In 2018 they went on a break as she was damaging to his mental health. He doesn’t deal with stress well and she brought out the worst and created a prson none of us knew. Stressed. Sad. A hermit. Yet again, his good heart would always take pity on her and her constant guilt trips. He always felt to blame. One night, they got talking, told her she could stay over, at his beautiful home, he worked hard to buy. A cottage, in a adorable market town, surrounded by hills and cobbled streets. An elevated decked terrace, he built, that overlooks the greenest hills and views of a little life he worked hard to create. They get to her house to get some of her things. She goes to her room to pack a bag. James goes to the toilet. He opens the door and from the shower rail hangs her mother. Blue. Her neck pertruding from a make shift instrument she has used to escape a reality she has locked my brother in forever.

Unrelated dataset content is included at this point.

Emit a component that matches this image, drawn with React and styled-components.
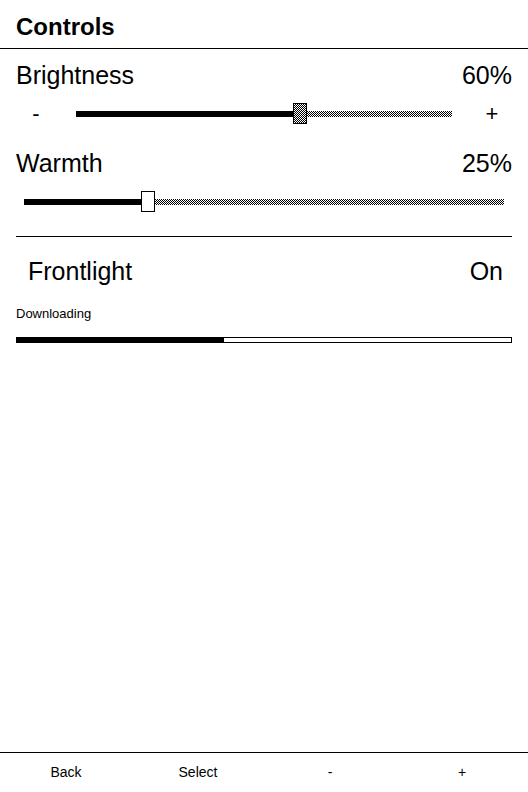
import React from 'react';
import styled, { createGlobalStyle } from 'styled-components';

const GlobalStyle = createGlobalStyle`
  html, body {
    margin: 0;
    padding: 0;
    background: #fff;
  }

  body {
    font-family: 'Liberation Sans', Arial, sans-serif;
    color: #000;
  }
`;

const Screen = styled.div`
  display: flex;
  flex-direction: column;
  width: 528px;
  height: 792px;
  background: #fff;
  overflow: hidden;
`;

const Header = styled.header`
  height: 42px;
  padding: 6px 16px 0;
  border-bottom: 1px solid #000;
`;

const Title = styled.h1`
  margin: 0;
  font-size: 24px;
  font-weight: bold;
  line-height: 42px;
`;

const Content = styled.main`
  display: flex;
  flex-direction: column;
  padding: 0 16px;
`;

const LabelRow = styled.div`
  display: flex;
  justify-content: space-between;
  align-items: center;
  height: 30px;
  margin-top: ${(props) => props.offset}px;
  padding: ${(props) => (props.inset ? '0 9px 0 12px' : '0')};
  font-size: 25px;
  line-height: 30px;
`;

const SliderRow = styled.div`
  display: flex;
  align-items: center;
  gap: 20px;
  height: 21px;
  margin-top: 13px;
  padding: ${(props) => (props.bare ? '0 8px' : '0')};
`;

const StepButton = styled.span`
  width: 40px;
  flex: none;
  text-align: center;
  font-size: 22px;
  line-height: 21px;
`;

const Track = styled.div`
  position: relative;
  flex: 1;
  height: 21px;
`;

const checker = `
  background-color: #fff;
  background-image: conic-gradient(#000 25%, #fff 0 50%, #000 0 75%, #fff 0);
  background-size: 2px 2px;
`;

const TrackRest = styled.div`
  position: absolute;
  left: 0;
  right: 0;
  top: 8px;
  height: 6px;
  ${checker}
`;

const TrackFill = styled.div`
  position: absolute;
  left: 0;
  top: 8px;
  height: 6px;
  background: #000;
`;

const Thumb = styled.div`
  position: absolute;
  top: 0;
  width: 12px;
  height: 19px;
  border: 1px solid #000;
  ${(props) => (props.focused ? checker : 'background: #fff;')}
`;

const Divider = styled.hr`
  margin: 24px 0 0;
  border: 0;
  border-top: 1px solid #000;
`;

const Caption = styled.div`
  margin-top: 20px;
  font-size: 13px;
  line-height: 16px;
`;

const Progress = styled.div`
  margin-top: 15px;
  height: 4px;
  border: 1px solid #000;
  background: #fff;
`;

const ProgressFill = styled.div`
  height: 100%;
  background: #000;
`;

const Footer = styled.footer`
  display: grid;
  grid-template-columns: repeat(4, 1fr);
  margin-top: auto;
  height: 39px;
  border-top: 1px solid #000;
`;

const FooterKey = styled.span`
  text-align: center;
  font-size: 14px;
  line-height: 39px;
`;

const THUMB_WIDTH = 14;

function Slider({ value, focused }) {
  // the thumb travels over the track minus its own width
  const offset = `calc(${value}% - ${(value * THUMB_WIDTH) / 100}px)`;

  return (
    <Track>
      <TrackRest />
      <TrackFill style={{ width: offset }} />
      <Thumb focused={focused} style={{ left: offset }} />
    </Track>
  );
}

export default function App() {
  const brightness = 60;
  const warmth = 25;
  const download = 42;

  return (
    <Screen>
      <GlobalStyle />
      <Header>
        <Title>Controls</Title>
      </Header>

      <Content>
        <LabelRow offset={11}>
          <span>Brightness</span>
          <span>{brightness}%</span>
        </LabelRow>
        <SliderRow>
          <StepButton>-</StepButton>
          <Slider value={brightness} focused />
          <StepButton>+</StepButton>
        </SliderRow>

        <LabelRow offset={24}>
          <span>Warmth</span>
          <span>{warmth}%</span>
        </LabelRow>
        <SliderRow bare>
          <Slider value={warmth} />
        </SliderRow>

        <Divider />

        <LabelRow offset={19} inset>
          <span>Frontlight</span>
          <span>On</span>
        </LabelRow>

        <Caption>Downloading</Caption>
        <Progress>
          <ProgressFill style={{ width: `${download}%` }} />
        </Progress>
      </Content>

      <Footer>
        <FooterKey>Back</FooterKey>
        <FooterKey>Select</FooterKey>
        <FooterKey>-</FooterKey>
        <FooterKey>+</FooterKey>
      </Footer>
    </Screen>
  );
}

If he couldn’t leave then, how could he leave now? And then it began. You can’t leave my mum killed herself. If you leave, I will kill myself. Prison.
He cut her down, took care of everything, she didn’t have to see anything. He made sure of it. He moved her in. Every night, he was haunted by nightmares, voices, visions. I’d wake with missed calls at 4am and voicenotes begging for reassurance I was alive and he hadn’t lost his mind. Plagued by a nightly nightmare that she was locked in a room, with me, my mum and my nana. The room was filling with water and there was nothing he could do. He couldn’t get in. He couldn’t saveus. But that didn’t matter. He didn’t matter. What he had seen, been through. Irrelavant. Her mum was dead and it was his job now to care for her. This was his life now and that is that. Any escape from that life was to be as difficult as his battle to enter the room the people he loved most were drowning.

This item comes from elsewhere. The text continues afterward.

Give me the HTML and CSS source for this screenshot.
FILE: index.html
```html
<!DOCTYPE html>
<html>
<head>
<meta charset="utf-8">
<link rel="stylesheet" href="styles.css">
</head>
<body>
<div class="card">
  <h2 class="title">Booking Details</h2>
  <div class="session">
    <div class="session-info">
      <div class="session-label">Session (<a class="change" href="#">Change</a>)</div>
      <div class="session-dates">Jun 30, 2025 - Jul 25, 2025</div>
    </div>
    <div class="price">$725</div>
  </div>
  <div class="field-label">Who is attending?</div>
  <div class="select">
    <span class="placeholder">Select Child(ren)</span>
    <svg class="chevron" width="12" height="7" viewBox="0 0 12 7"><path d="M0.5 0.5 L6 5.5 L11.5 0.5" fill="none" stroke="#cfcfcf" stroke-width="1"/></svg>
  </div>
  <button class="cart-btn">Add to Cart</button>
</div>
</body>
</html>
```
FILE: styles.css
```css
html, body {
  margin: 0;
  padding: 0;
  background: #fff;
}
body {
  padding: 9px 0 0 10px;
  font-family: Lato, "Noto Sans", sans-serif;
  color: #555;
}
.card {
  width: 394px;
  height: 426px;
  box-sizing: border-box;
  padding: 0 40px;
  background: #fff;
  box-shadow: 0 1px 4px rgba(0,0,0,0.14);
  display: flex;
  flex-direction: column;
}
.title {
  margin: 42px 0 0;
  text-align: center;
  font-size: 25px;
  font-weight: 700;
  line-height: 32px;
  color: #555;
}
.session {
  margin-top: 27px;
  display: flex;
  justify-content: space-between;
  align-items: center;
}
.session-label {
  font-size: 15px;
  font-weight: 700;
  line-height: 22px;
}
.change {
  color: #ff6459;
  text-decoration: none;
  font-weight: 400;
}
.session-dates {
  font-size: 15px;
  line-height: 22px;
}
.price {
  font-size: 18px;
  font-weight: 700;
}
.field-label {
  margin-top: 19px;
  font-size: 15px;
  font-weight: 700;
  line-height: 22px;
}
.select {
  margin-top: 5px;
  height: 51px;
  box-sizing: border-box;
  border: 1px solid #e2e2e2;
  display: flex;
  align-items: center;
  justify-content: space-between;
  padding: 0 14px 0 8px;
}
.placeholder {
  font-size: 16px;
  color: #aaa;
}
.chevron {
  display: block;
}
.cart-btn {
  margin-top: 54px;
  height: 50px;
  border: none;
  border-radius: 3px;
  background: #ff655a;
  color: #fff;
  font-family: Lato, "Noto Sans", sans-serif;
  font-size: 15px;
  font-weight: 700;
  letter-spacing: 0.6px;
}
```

It’s funny. Because like me, he was caring for a ‘victim’, someone you become so consumed with comforting and protecting, you lose all sight of any need for that yourself.
It is easy to gain such a negative view of the world and the people that occupy it. I truly see now why people can act scared in relationships and  grow to be occupied by fear, mask feelings that are dictated by paranoia, all from a kind of trauma. I see why people live shielded lives and emotionally behave in a locked up manner. But I won’t do that. I won’t let somebody ruin my chances at true happiness and everything I saw in that photo. I won’t let my fate escape me, all because of a makeshift personality you had me create to keep me in my prison.

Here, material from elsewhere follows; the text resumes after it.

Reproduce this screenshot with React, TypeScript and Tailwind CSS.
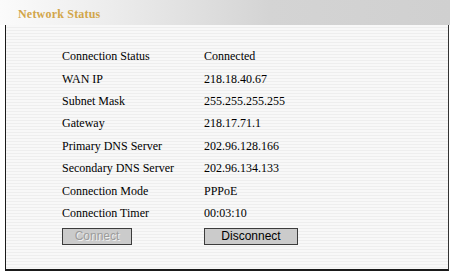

I met a girl recently. And the feeling was alien. It was like every single part of me was not only accepted, but also encouraged. I was complimented, praised and spoken so positively about. I didn’t even know how to take it. Is this a lie, a joke?I have spent the past year so apologetic for everthing I am, I don’t even know how to take it. The things I once thought needed to change, were actually her biggest celebrations. There were no walls, games. It was a wave of unapologetic emotion, an exact replica of how my heart behaves. It was like a mirror, holding up an example of how hard I go, held up right infront of me, reminding me of the wonder of being so daring and open, and exactly why I had been so loved before. Why my family adored me. Why my friends adored me. After three meetings. She has done more to actively represent that photo than somebody I gave every moment of my time and emotional energy. I will never let negative elements of my past dictate how hard I love. I will never let your abuse and destruction affect my future happiness. It would just be what you wanted, wouldn’t it? Just because some people don’t deserve it, doesn’t mean I have to change. I have a video of her on my phone. A video that I know would be absolutely worn and shattered to pieces if it was a standard VHS tape. I watch that video several times an hour as it houses one single look that brings me more life than I have felt, for a duration that feels like a lifetime. Never has anybody combined such adoration, excitement and fondness in one single look. With her. There is no need for any apology or any single toning down of my personality. What a beautiful and unfamiliar feeling that leads me to thank god a thousand times, that I never decided to follow your rules.
I hope she knows how thankful I am for her existence. I hope she knows that I feel totally in awe. I hope wherever she is, she truly knows how wonderfully brilliant I will always think she is.